The next morning, both looking and feeling rather green we had our trip to Auschwitz. That was some day, a great experience, although ‘great’ probably isn’t the best adjective to describe it, in fact I’m not sure if there is a suitable adjective. Some of the stories our guide told us were fascinating, some horrific. We saw piles of hair, shoes, bags and other personal items of people killed in the camp, i felt quite sick at points and freeked out a little when we went into one of the gas chambers. The whole place just felt wrong, but our guide was very informative and I felt like I learnt a lot on the day.

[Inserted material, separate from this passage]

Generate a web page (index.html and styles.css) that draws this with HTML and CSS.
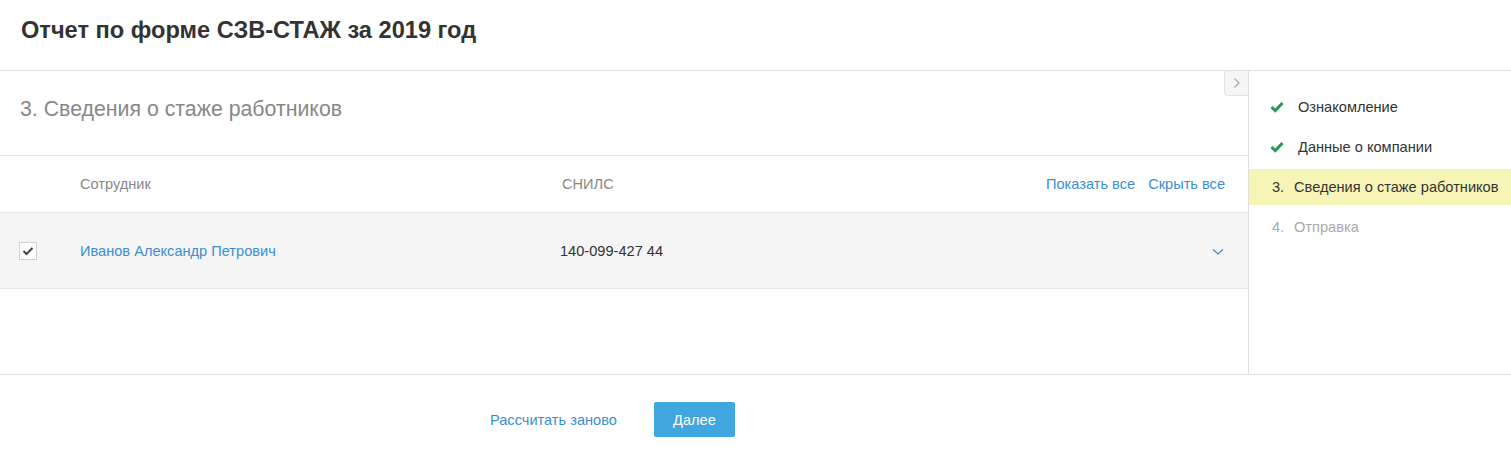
FILE: index.html
```html
<!DOCTYPE html>
<html lang="ru">
<head>
  <meta charset="UTF-8">
  <title>Отчет по форме СЗВ-СТАЖ</title>
  <link rel="stylesheet" href="styles.css">
</head>
<body>
  <header class="page-header">
    <h1>Отчет по форме СЗВ-СТАЖ за 2019 год</h1>
  </header>

  <div class="workspace">
    <main class="content">
      <button class="toggle" type="button" aria-label="Свернуть">
        <svg width="8" height="12" viewBox="0 0 8 12"><path d="M1.5 1.5 L6 6 L1.5 10.5" fill="none" stroke="#aaa" stroke-width="1.3"/></svg>
      </button>

      <h2 class="section-title">3. Сведения о стаже работников</h2>

      <div class="table-head">
        <span class="col-check"></span>
        <span class="col-name">Сотрудник</span>
        <span class="col-snils">СНИЛС</span>
        <span class="col-actions">
          <a href="#">Показать все</a>
          <a href="#">Скрыть все</a>
        </span>
      </div>

      <div class="table-row">
        <span class="col-check">
          <span class="checkbox">
            <svg width="12" height="10" viewBox="0 0 12 10"><path d="M1.5 5 L4.5 8 L10.5 2" fill="none" stroke="#444" stroke-width="2"/></svg>
          </span>
        </span>
        <span class="col-name"><a href="#">Иванов Александр Петрович</a></span>
        <span class="col-snils">140-099-427 44</span>
        <span class="col-actions">
          <svg width="12" height="8" viewBox="0 0 12 8"><path d="M1 1.5 L6 6 L11 1.5" fill="none" stroke="#3b8ed0" stroke-width="1.3"/></svg>
        </span>
      </div>
    </main>

    <aside class="steps">
      <ul>
        <li class="done">
          <svg class="mark" width="14" height="12" viewBox="0 0 14 12"><path d="M1.5 6 L5.3 9.6 L12.5 2" fill="none" stroke="#1f9a4e" stroke-width="3"/></svg>
          <span>Ознакомление</span>
        </li>
        <li class="done">
          <svg class="mark" width="14" height="12" viewBox="0 0 14 12"><path d="M1.5 6 L5.3 9.6 L12.5 2" fill="none" stroke="#1f9a4e" stroke-width="3"/></svg>
          <span>Данные о компании</span>
        </li>
        <li class="current"><span class="num">3.</span><span>Сведения о стаже работников</span></li>
        <li class="todo"><span class="num">4.</span><span>Отправка</span></li>
      </ul>
    </aside>
  </div>

  <footer class="page-footer">
    <a href="#" class="recalc">Рассчитать заново</a>
    <button type="button" class="btn-next">Далее</button>
  </footer>
</body>
</html>
```

FILE: styles.css
```css
body {
  margin: 0;
  font-family: 'Liberation Sans', Arial, sans-serif;
  font-size: 14.6px;
  color: #333;
  background: #fff;
}

a {
  color: #3b8ed0;
  text-decoration: none;
}

.page-header {
  height: 70px;
  border-bottom: 1px solid #dedede;
  display: flex;
  align-items: center;
  padding-left: 21px;
}

.page-header h1 {
  margin: 0 0 10px;
  font-size: 23.6px;
  font-weight: bold;
  color: #333;
}

.workspace {
  display: flex;
  height: 303px;
  border-bottom: 1px solid #dedede;
}

.content {
  position: relative;
  width: 1248px;
}

.toggle {
  position: absolute;
  top: 0;
  right: 0;
  width: 24px;
  height: 25px;
  padding: 0;
  border: 1px solid #e2e2e2;
  border-top: none;
  border-right: none;
  border-radius: 0 0 0 4px;
  background: #f5f5f5;
  display: flex;
  align-items: center;
  justify-content: center;
}

.section-title {
  margin: 0;
  height: 85px;
  box-sizing: border-box;
  padding: 0 0 8px 20px;
  display: flex;
  align-items: center;
  font-size: 21.3px;
  font-weight: normal;
  color: #888;
  border-bottom: 1px solid #e8e8e8;
}

.table-head,
.table-row {
  display: flex;
  align-items: center;
  border-bottom: 1px solid #e8e8e8;
}

.table-head {
  height: 56px;
  color: #888;
  padding-bottom: 1px;
  box-sizing: border-box;
  height: 57px;
}

.table-row {
  height: 75px;
  background: #f5f5f5;
}

.col-check {
  width: 80px;
  padding-left: 19px;
  box-sizing: border-box;
}

.col-name {
  width: 482px;
}

.table-row .col-name {
  width: 480px;
}

.col-snils {
  flex: 1;
}

.col-actions {
  display: flex;
  gap: 13px;
  padding-right: 23px;
}

.table-row .col-actions {
  padding-right: 24px;
  padding-top: 2px;
}

.checkbox {
  width: 16px;
  height: 16px;
  border: 1px solid #d0d0d0;
  background: #fff;
  display: flex;
  align-items: center;
  justify-content: center;
}

.steps {
  flex: 1;
  border-left: 1px solid #dedede;
}

.steps ul {
  list-style: none;
  margin: 0;
  padding: 18px 0 0;
}

.steps li {
  height: 36px;
  margin-bottom: 4px;
  display: flex;
  align-items: center;
  padding-left: 21px;
}

.steps .mark {
  margin-right: 14px;
}

.steps .num {
  width: 22px;
  padding-left: 2px;
}

.steps .current {
  background: #f7f5b6;
}

.steps .todo {
  color: #aaa;
}

.page-footer {
  display: flex;
  align-items: center;
  padding: 27px 0 0 490px;
}

.recalc {
  margin-right: 37px;
}

.btn-next {
  width: 81px;
  height: 35px;
  border: none;
  border-radius: 2px;
  background: #3fa6df;
  color: #fff;
  font-family: inherit;
  font-size: 14.6px;
}
```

It is a very eerie place, but something everyone should experience, if only to ground them.
On our mini bus back to the hostel our tour operator talked to us about the possibility of ski holidays in Poland, it sounded quite good value and we all nodded when asked if we’d consider it. Eyes pealed for a future ski related post based in Poland.

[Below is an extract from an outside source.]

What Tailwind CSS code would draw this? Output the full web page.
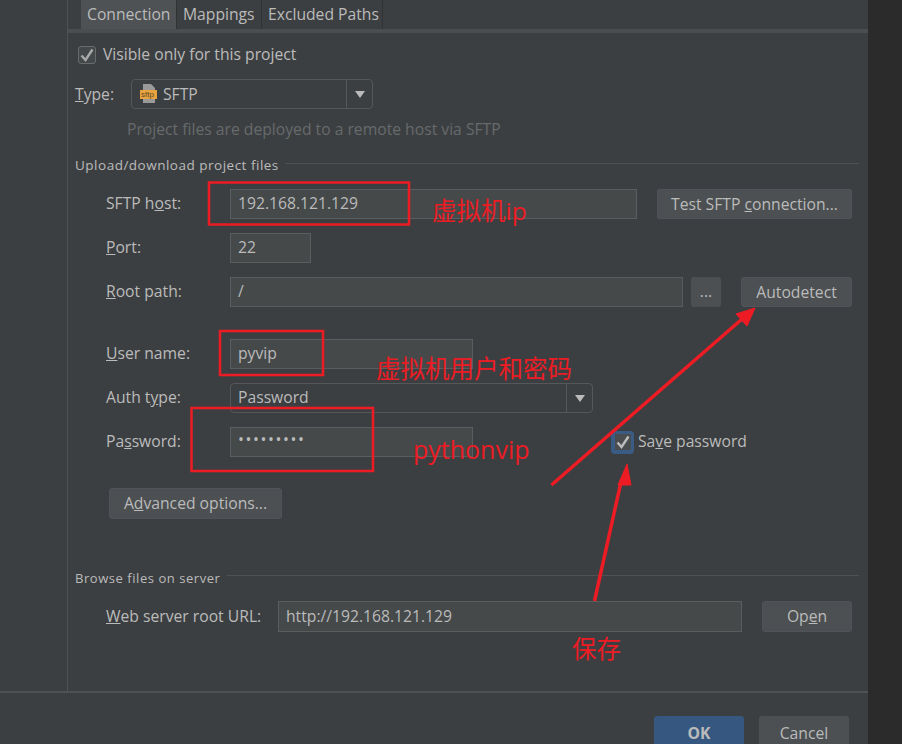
<!doctype html>
<html>
<head>
  <meta charset="UTF-8">
  <meta name="viewport" content="width=device-width, initial-scale=1.0">
  <script src="https://cdn.jsdelivr.net/npm/@tailwindcss/browser@4"></script>
</head>
<body class="bg-[#2b2b2b]">
<div class="relative flex w-[902px] h-[744px] overflow-hidden font-['Open_Sans','Noto_Sans_CJK_SC',sans-serif] text-[15.7px] text-[#bbbbbb]">
  <div class="flex flex-col w-[868px] bg-[#3c3f41]">
    <div class="flex h-[691px] shrink-0">
      <div class="w-[68px] border-r border-[#515151]"></div>
      <div class="flex-1">

        <!-- tabs -->
        <div class="flex h-[29px] pl-[13px] border-b-4 border-[#4a4e50] box-content">
          <div class="w-[96px] pl-[6px] leading-[28px] bg-[#4e5254] border-r border-[#323232]">Connection</div>
          <div class="w-[85px] pl-[6px] leading-[28px] border-r border-[#323232]">Mappings</div>
          <div class="w-[121px] pl-[6px] leading-[28px] border-r border-[#323232]">Excluded Paths</div>
        </div>

        <div class="flex items-center h-[20px] mt-[12px] pl-[10px] gap-[7px]">
          <div class="flex items-center justify-center w-[18px] h-[18px] rounded-[3px] border border-[#6b6b6b] bg-[#43494a]">
            <svg width="14" height="14" viewBox="0 0 14 14"><path d="M1.5 7.5L5.5 12L12.5 1.5" fill="none" stroke="#a9a9a9" stroke-width="2.4"/></svg>
          </div>
          <span class="mb-[1px]">Visible only for this project</span>
        </div>

        <div class="flex items-center h-[30px] mt-[14px] pl-[7px]">
          <span class="w-[56px] mt-[1px]"><u>T</u>ype:</span>
          <div class="flex w-[242px] h-full rounded-[4px] border border-[#555759]">
            <div class="flex flex-1 items-center gap-[5px] pl-[8px]">
              <svg width="18" height="20" viewBox="0 0 18 20">
                <path d="M3 0H11L15 4V19H3Z" fill="#9a9a9a"/>
                <rect x="0" y="6" width="17" height="9" fill="#e8a33d"/>
                <text x="1" y="13" font-size="8" font-family="Liberation Sans" fill="#5a4a30">sftp</text>
              </svg>
              <span class="mt-[1px]">SFTP</span>
            </div>
            <div class="flex items-center justify-center w-[26px] border-l border-[#555759]">
              <div class="w-0 h-0 border-x-[5px] border-x-transparent border-t-[7px] border-t-[#bbbbbb]"></div>
            </div>
          </div>
        </div>

        <p class="mt-[10px] ml-[59px] text-[#666a6c] leading-[20px]">Project files are deployed to a remote host via SFTP</p>

        <div class="flex items-start h-[20px] mt-[16px] pl-[7px]">
          <span class="text-[13.5px] tracking-[0.5px] leading-[20px]">Upload/download project files</span>
          <div class="flex-1 h-px mt-[8px] ml-[7px] mr-[9px] bg-[#515151]"></div>
        </div>

        <!-- host rows -->
        <div class="flex items-center h-[30px] mt-[14px] pl-[38px]">
          <span class="w-[124px] mb-[1px]">SFTP h<u>o</u>st:</span>
          <div class="w-[407px] h-full pl-[7px] leading-[26px] bg-[#45494a] border border-[#5a5d5f]">192.168.121.129</div>
          <div class="flex items-center justify-center w-[195px] h-full ml-[20px] pt-[1px] rounded-[2px] bg-[#4c5052] border border-[#50545a]"><span>Test SFTP <u>c</u>onnection...</span></div>
        </div>
        <div class="flex items-center h-[30px] mt-[14px] pl-[38px]">
          <span class="w-[124px] mb-[1px]"><u>P</u>ort:</span>
          <div class="w-[81px] h-full pl-[7px] leading-[26px] bg-[#45494a] border border-[#5a5d5f]">22</div>
        </div>
        <div class="flex items-center h-[30px] mt-[14px] pl-[38px]">
          <span class="w-[124px] mb-[1px]"><u>R</u>oot path:</span>
          <div class="w-[453px] h-full pl-[7px] leading-[26px] bg-[#45494a] border border-[#5a5d5f]">/</div>
          <div class="flex items-center justify-center w-[30px] h-full ml-[8px] rounded-[3px] bg-[#4c5052]">...</div>
          <div class="flex items-center justify-center w-[111px] h-full ml-[20px] pt-[1px] rounded-[3px] bg-[#4c5052] border border-[#50545a]">Autodetect</div>
        </div>

        <!-- credentials -->
        <div class="flex items-center h-[30px] mt-[32px] pl-[38px]">
          <span class="w-[124px] mb-[1px]"><u>U</u>ser name:</span>
          <div class="w-[243px] h-full pl-[7px] leading-[26px] bg-[#45494a] border border-[#5a5d5f]">pyvip</div>
        </div>
        <div class="flex items-center h-[30px] mt-[14px] pl-[38px]">
          <span class="w-[124px] mb-[1px]">Auth t<u>y</u>pe:</span>
          <div class="flex w-[363px] h-full rounded-[4px] border border-[#555759]">
            <div class="flex-1 pl-[7px] leading-[26px]">Password</div>
            <div class="flex items-center justify-center w-[26px] border-l border-[#555759]">
              <div class="w-0 h-0 border-x-[5px] border-x-transparent border-t-[7px] border-t-[#bbbbbb]"></div>
            </div>
          </div>
        </div>
        <div class="flex items-center h-[30px] mt-[14px] pl-[38px]">
          <span class="w-[124px] mb-[1px]">Pa<u>s</u>sword:</span>
          <div class="w-[243px] h-full pl-[7px] leading-[22px] tracking-[1.6px] bg-[#45494a] border border-[#5a5d5f]">&#8226;&#8226;&#8226;&#8226;&#8226;&#8226;&#8226;&#8226;&#8226;</div>
          <div class="flex items-center justify-center w-[23px] h-[23px] ml-[138px] rounded-[4px] bg-[#3a5b84]">
            <div class="flex items-center justify-center w-[16px] h-[16px] bg-[#4a4d4f]">
              <svg width="14" height="14" viewBox="0 0 14 14"><path d="M1.5 7.5L5.5 12L12.5 1.5" fill="none" stroke="#bdbdbd" stroke-width="2.4"/></svg>
            </div>
          </div>
          <span class="ml-[4px]">Sa<u>v</u>e password</span>
        </div>

        <div class="flex items-center justify-center w-[173px] h-[31px] mt-[31px] ml-[41px] rounded-[3px] bg-[#4c5052] border border-[#50545a]"><span>A<u>d</u>vanced options...</span></div>

        <div class="flex items-start h-[20px] mt-[49px] pl-[7px]">
          <span class="text-[13px] tracking-[0.55px] leading-[20px]">Browse files on server</span>
          <div class="flex-1 h-px mt-[7px] ml-[7px] mr-[9px] bg-[#515151]"></div>
        </div>

        <div class="flex items-center h-[31px] mt-[13px] pl-[38px]">
          <span class="w-[172px]"><u>W</u>eb server root URL:</span>
          <div class="w-[464px] h-full pl-[7px] leading-[29px] bg-[#45494a] border border-[#5a5d5f]">http://192.168.121.129</div>
          <div class="flex items-center justify-center w-[90px] h-full ml-[20px] pt-[1px] rounded-[3px] bg-[#4c5052] border border-[#50545a]"><span>Op<u>e</u>n</span></div>
        </div>
      </div>
    </div>

    <!-- dialog buttons -->
    <div class="flex h-[53px] shrink-0 overflow-hidden justify-end gap-[15px] pt-[23px] pr-[19px] border-t-2 border-[#4f5153]">
      <div class="w-[90px] h-[40px] pt-[6px] text-center font-bold rounded-[3px] bg-[#365880]">OK</div>
      <div class="w-[90px] h-[40px] pt-[6px] text-center rounded-[3px] bg-[#4c5052]">Cancel</div>
    </div>
  </div>

  <!-- red annotations drawn over the screenshot -->
  <svg class="absolute left-0 top-0" width="902" height="744" viewBox="0 0 902 744" fill="none" stroke="#ed1c24">
    <rect x="209" y="182.5" width="200" height="42" stroke-width="2.5"/>
    <rect x="220" y="331" width="103" height="44" stroke-width="2.5"/>
    <rect x="191.5" y="408" width="181.5" height="63" stroke-width="2.5"/>
    <path d="M551.5 485L742 319" stroke-width="3.5"/>
    <path d="M755 308L736 314L747 326Z" fill="#ed1c24" stroke-width="1"/>
    <path d="M594.5 601L621 482" stroke-width="3.5"/>
    <path d="M627 464L618 485L631 485Z" fill="#ed1c24" stroke-width="1"/>
  </svg>
  <span class="absolute left-[432px] top-[194px] text-[24.5px] leading-[34px] text-[#ed1c24]">虚拟机ip</span>
  <span class="absolute left-[376px] top-[352px] text-[24.5px] leading-[34px] text-[#ed1c24]">虚拟机用户和密码</span>
  <span class="absolute left-[413px] top-[432px] text-[25px] leading-[34px] text-[#ed1c24]">pythonvip</span>
  <span class="absolute left-[572px] top-[632px] text-[24.5px] leading-[34px] text-[#ed1c24]">保存</span>
</div>
</body>
</html>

And that was it, our mini Polish break was over, the next morning we flew back to Luton. On the whole it was a great trip with a lot of good laughs. If you’re looking for a cheap break this could well be what you’re looking for!
- Eat and Drink in local establishments is you’re on a budget. Expat pubs and mainstream fast food restaurants are more expensive.
- Research any train journey before getting to the station as the station may be having renovation work done. This goes for all European train travel.
- Tom and Gregs hostel in Krakow – it may not look much from the outside, or even on the staircase, but it’s a really good hostel. Well within budget.
- Walking – Both Wroclaw and Krakow have beautiful town squares, take a stroll and explore.
- Auschwitz – I would recommend going as a learning experience, although I could understand peoples reservations about it being a tourist ‘atttraction’.